Jacobs R. Giannachi G. Benford S. Performing Natures’ Footprint, VISUAL AND PERFORMING ARTS, Edited by Stephen Andrew Arbury Aikaterini Georgoulia, Athens Institute for Education and Research 2011

 

Background
Previous research has established the interdisciplinary foundations for understanding how artists can create a deep emotional engagement with data, walking the line between meaningful and authentic scientific engagement, to foster dialogue across scientists, artists, technologists and the public.

This has the potential to increase impact for the science community and provide a new way to stimulate and shape debate around the major science issues of our times such as climate change. As such it can have a major impact on scientists, science communicators (including festivals and venues), policy makers, technologists designing tools for artists and scientists, the public through targeted community groups and participation in exhibitions and demonstrations, policy makers and of course, the artists themselves.

This impact Research taking place at the Mixed Reality Lab/Horizon, University of Nottingham in collaboration with Dr Candice Howarth (Anglia Ruskin University) and Dr Carlo Buontempo (Hadley Centre, MET Offie UK) involves research into the role of artists in climate science communication and study the impact of this work on these communities. Using ‘The Prediction Machine’ as a demonstration project to specifically investigate how to engage local communities with climate forecasting.

This research seeks to answer the following questions: How can we enable non-experts, communities and individuals to recognize and respond to the impact of climate change in their everyday lives through artistic engagement? What is the impact on people participating in the exhibitions, workshops and demonstrations of ‘The Prediction Machine’ and what is the impact of this work on the science community?

Further to this, the research seeks to investigate the following questions for the Digital Economy: Can tools and systems support the marking and capturing of climate change within our everyday lives? Can accessible tools be developed to support non-experts, communities and individuals to act in response to their everyday/personal experiences of climate change?

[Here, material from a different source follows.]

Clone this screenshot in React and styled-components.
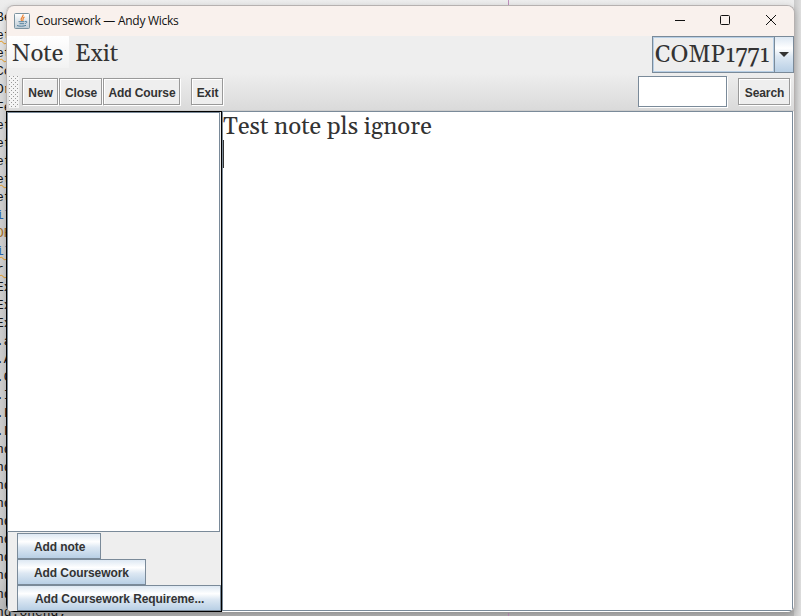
import React from "react";
import styled, { createGlobalStyle } from "styled-components";

const GlobalStyle = createGlobalStyle`
  * { box-sizing: border-box; }
  body { margin: 0; overflow: hidden; background: #d4d4d4; }
`;

const serif = `Georgia, Gelasio, "Liberation Serif", serif`;
const sans = `"Liberation Sans", Arial, sans-serif`;

const Desktop = styled.div`
  position: relative;
  width: 801px;
  height: 616px;
  padding: 5px 6px 3px 6px;
  overflow: hidden;
  background: linear-gradient(#ededed 0, #dedede 60px, #cfcfcf 200px, #cdcdcd 580px, #b5b5b5 616px);
`;

const EditorCode = styled.div`
  position: absolute;
  left: 0;
  top: 9px;
  width: 70px;
  font: 13px/18.03px "Liberation Mono", monospace;
  color: #111;
`;

const CodeLine = styled.div`
  height: 18.03px;
  margin-left: -4px;
  white-space: pre;
  color: ${(p) => p.$color || "#111"};
  text-decoration: ${(p) => (p.$wavy ? "underline wavy #e79a1a 1px" : "none")};
  text-decoration-skip-ink: none;
`;

const MarginLine = styled.div`
  position: absolute;
  left: 508px;
  top: 0;
  width: 1px;
  height: 616px;
  background: #c08fbd;
`;

const EditorEdge = styled.div`
  position: absolute;
  left: 794px;
  top: 0;
  width: 7px;
  height: 616px;
  background: linear-gradient(90deg, #cacaca, #dedede);
`;

const Window = styled.main`
  position: relative;
  display: flex;
  flex-direction: column;
  width: 789px;
  height: 608px;
  border: 1px solid #b6b1b0;
  border-bottom-color: #999;
  border-left-width: 0;
  border-radius: 8px;
  overflow: hidden;
  background: #eee;
  box-shadow: 0 2px 6px rgba(0, 0, 0, 0.2);
`;

const TitleBar = styled.header`
  display: flex;
  align-items: center;
  flex: 0 0 30px;
  padding-left: 7px;
  border-left: 1px solid #b6b1b0;
  border-top-left-radius: 8px;
  background: #f9f1ed;
`;

const Title = styled.h1`
  flex: 1;
  margin: -2px 0 0 6px;
  font: 12px "Open Sans", sans-serif;
  letter-spacing: -0.27px;
  color: #111;
`;

const WindowControls = styled.div`
  display: flex;
  width: 137px;
  height: 30px;
`;

const ControlButton = styled.button`
  width: 45.6px;
  height: 30px;
  padding: 0 0 2px;
  border: 0;
  background: none;
  svg { display: block; margin: auto; }
`;

const MenuBar = styled.nav`
  display: flex;
  flex: 0 0 37px;
  border-left: 1px solid #b6b1b0;
  background: #eee;
`;

const MenuItem = styled.button`
  width: ${(p) => p.$width}px;
  height: 32px;
  padding: 1px 0 0 ${(p) => p.$inset}px;
  border: 0;
  text-align: left;
  background: ${(p) => (p.$active ? "linear-gradient(#fff, #f2f2f2)" : "none")};
  font: 24px/34px ${serif};
  color: #333;
`;

const ComboBox = styled.div`
  display: flex;
  width: 142px;
  height: 37px;
  margin-left: auto;
  border: 1px solid #7a8a99;
`;

const ComboValue = styled.span`
  flex: 1;
  border: 1px solid #b8cfe5;
  padding-left: 1px;
  font: 24px/34px ${serif};
  font-variant-numeric: oldstyle-nums;
  color: #333;
  white-space: nowrap;
`;

const ComboArrow = styled.button`
  display: grid;
  place-items: center;
  width: 19px;
  padding: 0;
  border: 0;
  border-left: 1px solid #7a8a99;
  background: linear-gradient(#dde8f3 0, #fff 32%, #dde8f3 55%, #b8cfe5 100%);
`;

const ToolBar = styled.div`
  display: flex;
  align-items: center;
  flex: 0 0 38px;
  padding: 0 4px 0 2px;
  border-left: 1px solid #b6b1b0;
  background: linear-gradient(#eee, #dadada);
  border-bottom: 1px solid #ccc;
`;

const Grip = styled.div`
  width: 10px;
  height: 32px;
  margin-right: 3px;
  background-color: #f4f4f4;
  background-image: conic-gradient(from 270deg at 1px 1px, #999 90deg, transparent 0),
    conic-gradient(from 270deg at 1px 1px, #999 90deg, transparent 0);
  background-size: 4px 4px;
  background-position: 0 0, 2px 2px;
`;

const ToolButton = styled.button`
  width: ${(p) => p.$width}px;
  height: 27px;
  margin-left: ${(p) => p.$gap || 0}px;
  padding: 3px 0 0 1px;
  border: 1px solid #999;
  box-shadow: inset 1px 1px #fff, 1px 1px #fff;
  background: #eee;
  font: bold 12px ${sans};
  letter-spacing: -0.1px;
  color: #333;
  white-space: nowrap;
`;

const SearchField = styled.input`
  width: 89px;
  height: 31px;
  margin-left: auto;
  padding: 2px 4px;
  border: 1px solid #7a8a99;
  border-radius: 0;
  outline: 0;
  background: #fff;
  box-shadow: 1px 1px #fff;
  font: 12px ${sans};
`;

const SplitView = styled.div`
  display: grid;
  grid-template-columns: 216px 1fr;
  flex: 1;
  min-height: 0;
`;

const Sidebar = styled.aside`
  display: flex;
  flex-direction: column;
  border: 1px solid #000;
  box-shadow: inset 1px 0 #536579;
  background: #eee;
`;

const NoteList = styled.div`
  flex: 0 0 420px;
  margin-right: 1px;
  border: 1px solid #7a8a99;
  background: #fff;
`;

const Actions = styled.div`
  display: flex;
  flex-direction: column;
  align-items: flex-start;
  padding: 1px 0 0 10px;
`;

const ActionButton = styled.button`
  width: ${(p) => p.$width}px;
  height: 26px;
  padding: 1px 0 0 ${(p) => p.$inset || 16}px;
  border: 1px solid #7a8a99;
  text-align: left;
  background: linear-gradient(#dde8f3 0, #fff 32%, #dde8f3 55%, #b8cfe5 100%);
  font: bold 12px ${sans};
  letter-spacing: -0.08px;
  color: #333;
  white-space: nowrap;
`;

const Editor = styled.section`
  margin: 0 1px 1px 0;
  border: 1px solid #7a8a99;
  background: #fff;
  box-shadow: 1px 1px #fff;
`;

const NoteText = styled.p`
  margin: 0;
  height: 28px;
  font: 24px/31px ${serif};
  letter-spacing: 0.03px;
  color: #333;
  white-space: nowrap;
`;

const Caret = styled.div`
  width: 1px;
  height: 28px;
  background: #333;
`;

const codeLines = [
  ["Be"], ["et", 1], ["et", 1], ["Co"], ["Or"], ["Fe"], ["et"], ["et"], ["et"],
  ["et", 1], ["et"], ["il", 0, "#2863ad"], ["OR", 0, "#a46c23"], ["il", 1, "#2863ad"],
  ["r ", 1], ["Ex"], ["Ex"], ["Ex"], [".a"], [".A"], [".C"], [".I"], [".L"], [".L"],
  ["nd"], ["nd"], ["nd"], ["nd"], ["nd"], ["nd"], ["nd"], ["nd"], ["nd"], ["nd.onend;"],
];

function JavaIcon() {
  return (
    <svg width="16" height="16" viewBox="0 0 16 16" fill="none">
      <defs>
        <linearGradient id="tile" x1="0" y1="0" x2="0" y2="1">
          <stop stopColor="#fff" />
          <stop offset="1" stopColor="#bdcbd5" />
        </linearGradient>
      </defs>
      <rect x=".5" y=".5" width="15" height="15" rx="1" fill="url(#tile)" stroke="#7b929f" />
      <path d="M9 1.5C10 4 5.5 4.5 7.5 8M10.5 4C8 5.2 9.8 6 8.6 8" stroke="#ee8130" strokeWidth="1.2" />
      <path d="M4.5 8.7h6M5.5 10.7h4.5M3 12.5c2 1 7 .9 9-.2M11 8.5c3-1 2 2-.2 2" stroke="#537f9c" />
    </svg>
  );
}

export default function App() {
  return (
    <>
      <GlobalStyle />
      <Desktop>
        <EditorCode aria-hidden="true">
          {codeLines.map(([text, wavy, color], i) => (
            <CodeLine key={i} $wavy={wavy} $color={color}>{text}</CodeLine>
          ))}
        </EditorCode>
        <MarginLine />
        <EditorEdge />
        <Window>
          <TitleBar>
            <JavaIcon />
            <Title>Coursework — Andy Wicks</Title>
            <WindowControls>
              <ControlButton aria-label="Minimize">
                <svg width="12" height="12"><path d="M1 6.5h10" stroke="#111" /></svg>
              </ControlButton>
              <ControlButton aria-label="Maximize">
                <svg width="12" height="12"><rect x="1.5" y="1.5" width="9" height="9" rx="1" fill="none" stroke="#111" /></svg>
              </ControlButton>
              <ControlButton aria-label="Close window">
                <svg width="12" height="12"><path d="m1 1 10 10M11 1 1 11" stroke="#111" /></svg>
              </ControlButton>
            </WindowControls>
          </TitleBar>
          <MenuBar>
            <MenuItem $active $width={62} $inset={5}>Note</MenuItem>
            <MenuItem $width={60} $inset={6}>Exit</MenuItem>
            <ComboBox>
              <ComboValue>COMP1771</ComboValue>
              <ComboArrow aria-label="Choose course">
                <svg width="10" height="5"><path d="M0 0h10L5 5z" fill="#333" /></svg>
              </ComboArrow>
            </ComboBox>
          </MenuBar>
          <ToolBar>
            <Grip />
            <ToolButton $width={36}>New</ToolButton>
            <ToolButton $width={43} $gap={1}>Close</ToolButton>
            <ToolButton $width={77} $gap={1}>Add Course</ToolButton>
            <ToolButton $width={32} $gap={11}>Exit</ToolButton>
            <SearchField aria-label="Search notes" />
            <ToolButton $width={52} $gap={11}>Search</ToolButton>
          </ToolBar>
          <SplitView>
            <Sidebar>
              <NoteList />
              <Actions>
                <ActionButton $width={84}>Add note</ActionButton>
                <ActionButton $width={129}>Add Coursework</ActionButton>
                <ActionButton $width={204} $inset={17}>Add Coursework Requireme...</ActionButton>
              </Actions>
            </Sidebar>
            <Editor>
              <NoteText>Test note pls ignore</NoteText>
              <Caret />
            </Editor>
          </SplitView>
        </Window>
      </Desktop>
    </>
  );
}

In support of these question, a series of HCI (Human Computer Interaction) tools have been embedded within the artwork in order to understand;

(a) The ways in which self-selecting participants understand and engage with data (climate and weather)
(b) How self-reported and observed factors influence that understanding
(c) The role of the artist in supporting that understanding
(d) Points of decision that influence the ultimate instantiation of climate and weather data in the Prediction Machine
(e) Public response to that artistic interpretation, including intended action
(f) The extent to which the technologically-mediated artistic process can be modeled for replication (e.g. what models can help us to better understand what is going on so that others can do the same)

 

Emerging Challenges
One of the key challenges is the way users of the machine are invited to embody data through their physical interaction with the machine. The hand crank acts as a demonstration of the energy required to power the technology in our everyday lives, providing a metaphor for our ongoing impact on the environment. Yet, this reveals an interesting tension between the physical interaction and the data, exploring how aesthetic and tangible experience occur whilst bringing the data to the fore.

The participants in the workshops were also invited to observe the weather and then use this experience to write the predictions, printed out by the machine. By comparing personal, sensory observations with scientific data in this way the participants were engaged in a process of ‘performing’ and ‘interpreting’ the data as a physical, logical, emotional and sensory experience. Users of the machine were then invited to take the predictions away with them as souvenirs of the moment in time when they interacted with the machine, requiring them to reflect for a moment on the weather outside and imagine a future climate scenario based on that moment.

This process raises important issues around how to walk the line between artistic interpretations of data and scientific authenticity. By combining observed experience with scientific data this work questions how explicit to make the link between the scientific and artistic interpretations of data and how much to reveal about the algorithms which control the predictions.